---------- Dataset excerpt
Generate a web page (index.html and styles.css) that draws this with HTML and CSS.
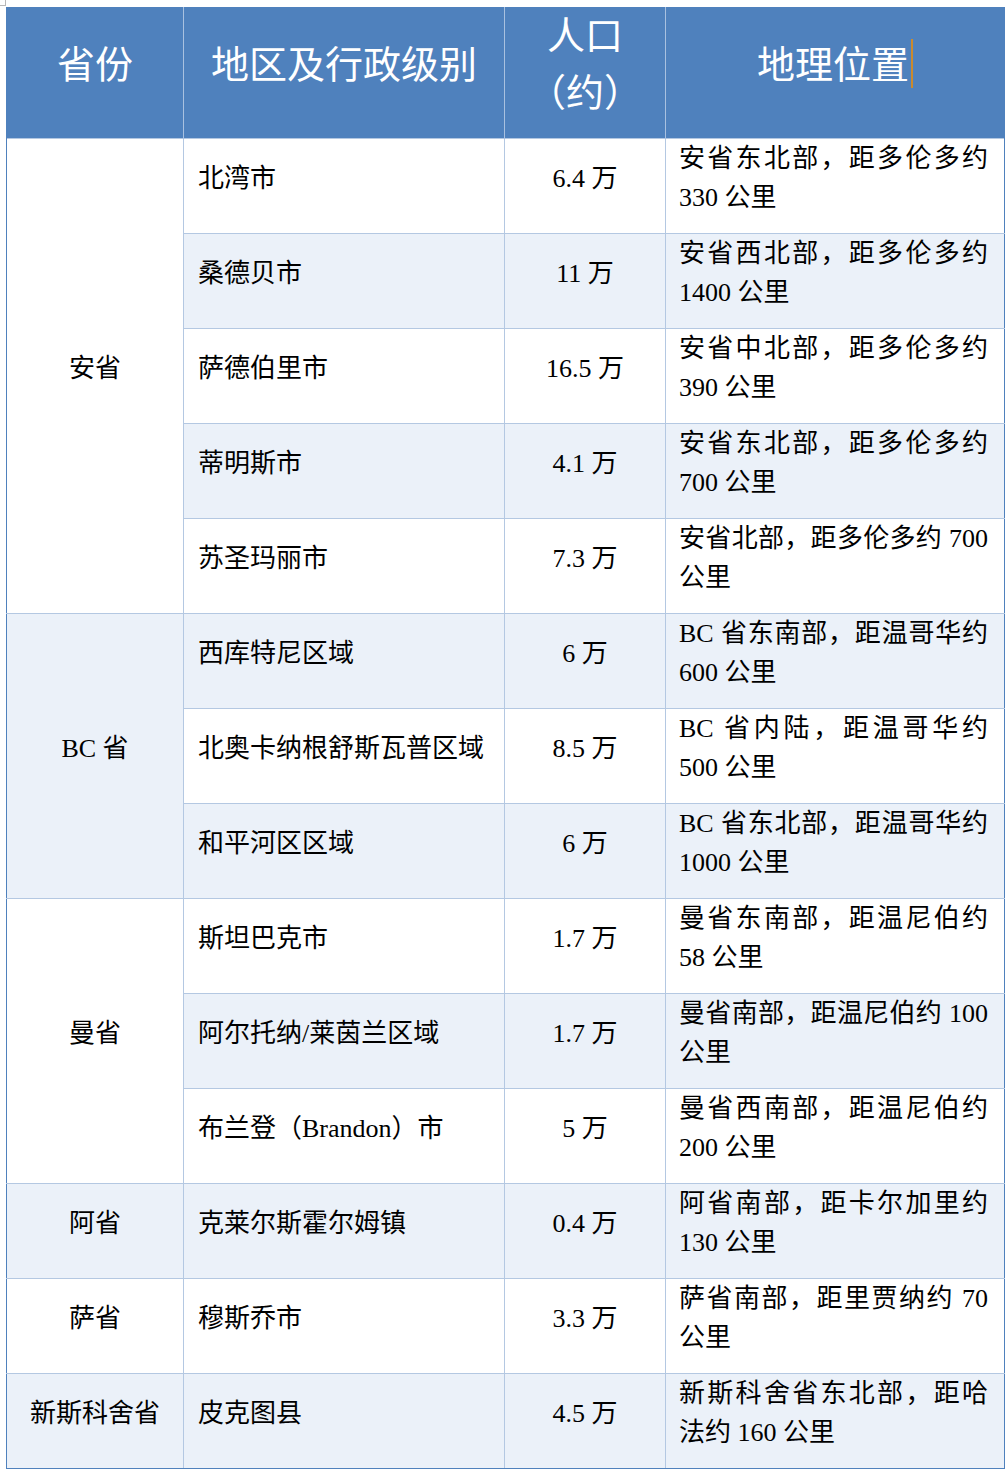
FILE: index.html
```html
<!DOCTYPE html>
<html lang="zh-CN">
<head>
<meta charset="utf-8">
<title>地区表</title>
<link rel="stylesheet" href="styles.css">
</head>
<body>
<div class="corner"></div>
<table class="tbl">
  <colgroup>
    <col class="c1"><col class="c2"><col class="c3"><col class="c4">
  </colgroup>
  <thead>
    <tr class="head">
      <th>省份</th>
      <th>地区及行政级别</th>
      <th>人口<br>（约）</th>
      <th>地理位置<span class="caret"></span></th>
    </tr>
  </thead>
  <tbody>
    <tr>
      <td class="prov" rowspan="5">安省</td>
      <td class="name">北湾市</td><td class="pop">6.4 万</td><td class="loc">安省东北部，距多伦多约 330 公里</td>
    </tr>
    <tr class="band">
      <td class="name">桑德贝市</td><td class="pop">11 万</td><td class="loc">安省西北部，距多伦多约 1400 公里</td>
    </tr>
    <tr>
      <td class="name">萨德伯里市</td><td class="pop">16.5 万</td><td class="loc">安省中北部，距多伦多约 390 公里</td>
    </tr>
    <tr class="band">
      <td class="name">蒂明斯市</td><td class="pop">4.1 万</td><td class="loc">安省东北部，距多伦多约 700 公里</td>
    </tr>
    <tr>
      <td class="name">苏圣玛丽市</td><td class="pop">7.3 万</td><td class="loc">安省北部，距多伦多约 700 公里</td>
    </tr>
    <tr class="band">
      <td class="prov" rowspan="3">BC 省</td>
      <td class="name">西库特尼区域</td><td class="pop">6 万</td><td class="loc">BC 省东南部，距温哥华约 600 公里</td>
    </tr>
    <tr>
      <td class="name">北奥卡纳根舒斯瓦普区域</td><td class="pop">8.5 万</td><td class="loc">BC 省内陆，距温哥华约 500 公里</td>
    </tr>
    <tr class="band">
      <td class="name">和平河区区域</td><td class="pop">6 万</td><td class="loc">BC 省东北部，距温哥华约 1000 公里</td>
    </tr>
    <tr>
      <td class="prov" rowspan="3">曼省</td>
      <td class="name">斯坦巴克市</td><td class="pop">1.7 万</td><td class="loc">曼省东南部，距温尼伯约 58 公里</td>
    </tr>
    <tr class="band">
      <td class="name">阿尔托纳/莱茵兰区域</td><td class="pop">1.7 万</td><td class="loc">曼省南部，距温尼伯约 100 公里</td>
    </tr>
    <tr>
      <td class="name">布兰登（Brandon）市</td><td class="pop">5 万</td><td class="loc">曼省西南部，距温尼伯约 200 公里</td>
    </tr>
    <tr class="band">
      <td class="prov">阿省</td>
      <td class="name">克莱尔斯霍尔姆镇</td><td class="pop">0.4 万</td><td class="loc">阿省南部，距卡尔加里约 130 公里</td>
    </tr>
    <tr>
      <td class="prov">萨省</td>
      <td class="name">穆斯乔市</td><td class="pop">3.3 万</td><td class="loc">萨省南部，距里贾纳约 70 公里</td>
    </tr>
    <tr class="band">
      <td class="prov">新斯科舍省</td>
      <td class="name">皮克图县</td><td class="pop">4.5 万</td><td class="loc">新斯科舍省东北部，距哈法约 160 公里</td>
    </tr>
  </tbody>
</table>
</body>
</html>
```

FILE: styles.css
```css
html, body {
  margin: 0;
  padding: 0;
  background: #ffffff;
}
body {
  padding: 7px 0 0 6px;
  font-family: "Liberation Serif", "Noto Sans CJK SC", serif;
  color: #000000;
}
.corner {
  position: absolute;
  left: 0;
  top: 0;
  width: 5px;
  height: 5px;
  border-right: 1px solid #b8b8b8;
  border-bottom: 1px solid #b8b8b8;
}
.tbl {
  border-collapse: collapse;
  table-layout: fixed;
  width: 998px;
  border: 1px solid #4f81bd;
}
.c1 { width: 177px; }
.c2 { width: 321px; }
.c3 { width: 161px; }
.c4 { width: 339px; }

.head {
  height: 130px;
  background: #4f81bd;
}
.head th {
  color: #ffffff;
  font-weight: normal;
  font-size: 38px;
  line-height: 57px;
  text-align: center;
  vertical-align: middle;
  padding: 0 4px 16px;
  border-left: 1px solid #a9c1e0;
  border-right: 1px solid #a9c1e0;
  border-top: 1px solid #4f81bd;
}
.head th:first-child { border-left: 1px solid #4f81bd; }
.head th:last-child { border-right: 1px solid #4f81bd; }
.caret {
  display: inline-block;
  width: 0;
  height: 49px;
  border-left: 2px solid #c98a2e;
  vertical-align: -10px;
  margin-left: 2px;
}

tbody tr {
  height: 94px;
}
tbody td {
  font-size: 26px;
  line-height: 39px;
  vertical-align: middle;
  padding: 0 13px 16px;
  border: 1px solid #b4c8e2;
}
tbody td.prov {
  border-left: 1px solid #4f81bd;
  text-align: center;
  padding-left: 4px;
  padding-right: 4px;
}
tbody td.loc {
  border-right: 1px solid #4f81bd;
  text-align: justify;
  padding-left: 13px;
  padding-right: 16px;
}
tbody tr:last-child td { border-bottom: 1px solid #4f81bd; }
.band td { background: #ebf1f9; }
.name { text-align: left; padding-left: 14px; }
.pop { text-align: center; }
```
--------------------
▶ _The problem_:
Leave out the pictures and retype every line above exactly.

▶ _Exercise output_:
Generate a web page (index.html and styles.css) that draws this with HTML and CSS.
FILE: index.html
```html
<!DOCTYPE html>
<html lang="zh-CN">
<head>
<meta charset="utf-8">
<title>地区表</title>
<link rel="stylesheet" href="styles.css">
</head>
<body>
<div class="corner"></div>
<table class="tbl">
  <colgroup>
    <col class="c1"><col class="c2"><col class="c3"><col class="c4">
  </colgroup>
  <thead>
    <tr class="head">
      <th>省份</th>
      <th>地区及行政级别</th>
      <th>人口<br>（约）</th>
      <th>地理位置<span class="caret"></span></th>
    </tr>
  </thead>
  <tbody>
    <tr>
      <td class="prov" rowspan="5">安省</td>
      <td class="name">北湾市</td><td class="pop">6.4 万</td><td class="loc">安省东北部，距多伦多约 330 公里</td>
    </tr>
    <tr class="band">
      <td class="name">桑德贝市</td><td class="pop">11 万</td><td class="loc">安省西北部，距多伦多约 1400 公里</td>
    </tr>
    <tr>
      <td class="name">萨德伯里市</td><td class="pop">16.5 万</td><td class="loc">安省中北部，距多伦多约 390 公里</td>
    </tr>
    <tr class="band">
      <td class="name">蒂明斯市</td><td class="pop">4.1 万</td><td class="loc">安省东北部，距多伦多约 700 公里</td>
    </tr>
    <tr>
      <td class="name">苏圣玛丽市</td><td class="pop">7.3 万</td><td class="loc">安省北部，距多伦多约 700 公里</td>
    </tr>
    <tr class="band">
      <td class="prov" rowspan="3">BC 省</td>
      <td class="name">西库特尼区域</td><td class="pop">6 万</td><td class="loc">BC 省东南部，距温哥华约 600 公里</td>
    </tr>
    <tr>
      <td class="name">北奥卡纳根舒斯瓦普区域</td><td class="pop">8.5 万</td><td class="loc">BC 省内陆，距温哥华约 500 公里</td>
    </tr>
    <tr class="band">
      <td class="name">和平河区区域</td><td class="pop">6 万</td><td class="loc">BC 省东北部，距温哥华约 1000 公里</td>
    </tr>
    <tr>
      <td class="prov" rowspan="3">曼省</td>
      <td class="name">斯坦巴克市</td><td class="pop">1.7 万</td><td class="loc">曼省东南部，距温尼伯约 58 公里</td>
    </tr>
    <tr class="band">
      <td class="name">阿尔托纳/莱茵兰区域</td><td class="pop">1.7 万</td><td class="loc">曼省南部，距温尼伯约 100 公里</td>
    </tr>
    <tr>
      <td class="name">布兰登（Brandon）市</td><td class="pop">5 万</td><td class="loc">曼省西南部，距温尼伯约 200 公里</td>
    </tr>
    <tr class="band">
      <td class="prov">阿省</td>
      <td class="name">克莱尔斯霍尔姆镇</td><td class="pop">0.4 万</td><td class="loc">阿省南部，距卡尔加里约 130 公里</td>
    </tr>
    <tr>
      <td class="prov">萨省</td>
      <td class="name">穆斯乔市</td><td class="pop">3.3 万</td><td class="loc">萨省南部，距里贾纳约 70 公里</td>
    </tr>
    <tr class="band">
      <td class="prov">新斯科舍省</td>
      <td class="name">皮克图县</td><td class="pop">4.5 万</td><td class="loc">新斯科舍省东北部，距哈法约 160 公里</td>
    </tr>
  </tbody>
</table>
</body>
</html>
```

FILE: styles.css
```css
html, body {
  margin: 0;
  padding: 0;
  background: #ffffff;
}
body {
  padding: 7px 0 0 6px;
  font-family: "Liberation Serif", "Noto Sans CJK SC", serif;
  color: #000000;
}
.corner {
  position: absolute;
  left: 0;
  top: 0;
  width: 5px;
  height: 5px;
  border-right: 1px solid #b8b8b8;
  border-bottom: 1px solid #b8b8b8;
}
.tbl {
  border-collapse: collapse;
  table-layout: fixed;
  width: 998px;
  border: 1px solid #4f81bd;
}
.c1 { width: 177px; }
.c2 { width: 321px; }
.c3 { width: 161px; }
.c4 { width: 339px; }

.head {
  height: 130px;
  background: #4f81bd;
}
.head th {
  color: #ffffff;
  font-weight: normal;
  font-size: 38px;
  line-height: 57px;
  text-align: center;
  vertical-align: middle;
  padding: 0 4px 16px;
  border-left: 1px solid #a9c1e0;
  border-right: 1px solid #a9c1e0;
  border-top: 1px solid #4f81bd;
}
.head th:first-child { border-left: 1px solid #4f81bd; }
.head th:last-child { border-right: 1px solid #4f81bd; }
.caret {
  display: inline-block;
  width: 0;
  height: 49px;
  border-left: 2px solid #c98a2e;
  vertical-align: -10px;
  margin-left: 2px;
}

tbody tr {
  height: 94px;
}
tbody td {
  font-size: 26px;
  line-height: 39px;
  vertical-align: middle;
  padding: 0 13px 16px;
  border: 1px solid #b4c8e2;
}
tbody td.prov {
  border-left: 1px solid #4f81bd;
  text-align: center;
  padding-left: 4px;
  padding-right: 4px;
}
tbody td.loc {
  border-right: 1px solid #4f81bd;
  text-align: justify;
  padding-left: 13px;
  padding-right: 16px;
}
tbody tr:last-child td { border-bottom: 1px solid #4f81bd; }
.band td { background: #ebf1f9; }
.name { text-align: left; padding-left: 14px; }
.pop { text-align: center; }
```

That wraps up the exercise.